Dari hal tersebut, menurut Yudi, sudah seharusnya ujian nasional pada tingkat SD dihapuskan. Guru perlu mendapatkan otoritas untuk menilai siswa. Penilaian tersebut, misalnya berdasar pada buku apa yang sudah dibaca siswa, contoh karakter apa yang tertanam di dalamnya, atau kemampuan siswa menulis kisah sehari-hari.
Dekan Fakultas Keguruan dan Ilmu Pendidikan Universitas Terbuka Udan Kusmawan mengatakan, di tingkat PAUD seharusnya guru fokus membentuk pribadi siswa. Mereka bisa diajari hal-hal yang penting bagi dirinya dulu, seperti cara makan yang benar, cara duduk yang sopan, dan baris berbaris.
Baru setelah masuk jenjang SD, anak diajari mengenai karakter empati dan gotong royong. Hal itu bisa dilakukan dengan cara mengajak siswa belajar berkelompok. Siswa yang pintar harus didorong membantu temannya yang tertinggal. ”Penanaman empati tersebut terus berkembang sesuai tingkatan pendidikan. Di SMA, misalnya, bentuk empatinya bisa berupa produk atau aksi yang berdampak bagi masyarakat,” katanya.
Mendesak
Budayawan Radhar Panca Dahana menilai, pendidikan karakter saat ini telah menjadi hal yang mendesak bagi anak usia dini. Sebab, anak muda saat ini tengah mengalami krisis kultural leluhur sehingga daya tahan karakter mereka rapuh. Padahal, tuntutan untuk mereka di era sekarang lebih keras.
”Salah satu kultur kita adalah kultur avonturir atau petualang yang identik dengan inovasi. Saat ini, orang-orang malah dibuat nyaman untuk mager,” ujarnya.
Menurut Radhar, pendidikan karakter harusnya sudah dimulai sejak bayi lahir.
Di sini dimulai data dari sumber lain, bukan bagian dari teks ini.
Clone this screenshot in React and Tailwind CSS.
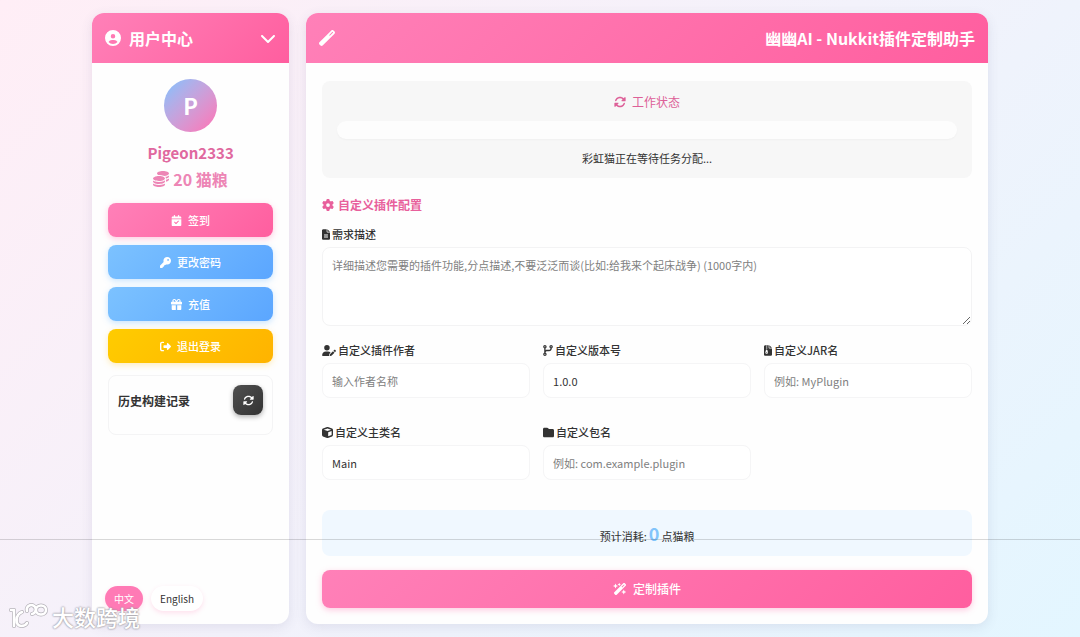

Orangtua memegang peranan penting dalam membangun situasi positif di depan si bayi, baik dalam bersikap maupun bertutur. Sebab, bayi dan anak balita merupakan peniru yang ulung. ”Sejak usia anak balita, tradisi kesantunan, ramah tamah, empati, dan teladan harus diberikan hingga mereka masuk PAUD,” katanya.
Radhar mengatakan, saat ini kesalahan terbesar guru adalah mengajari siswa usia dini dengan membaca, menulis, dan menghitung (calistung). Ilmu-ilmu teknis tersebut menghabiskan waktu anak untuk mempelajari hal-hal kultural yang jauh lebih penting. ”Hingga kelas II atau III SD, siswa belum perlu diajarkan tentang calistung. Perkenalkan saja dulu,” katanya.
Anggota Komisi Kajian Ketatanegaraan MPR RI, Reni Marlinawati, mengatakan, saat ini guru dihadapkan pada posisi yang dilematis. Guru selama ini dianggap tidak mampu melakukan inovasi dalam mengembangkan pendidikan karakter siswa. Padahal, banyak guru yang masih dibebani dengan masalah kesejahteraan atau administratif. ”Bagaimana mungkin guru bisa mencurahkan segala pengabdiannya kalau mereka sendiri masih kesulitan memikirkan perut,” katanya.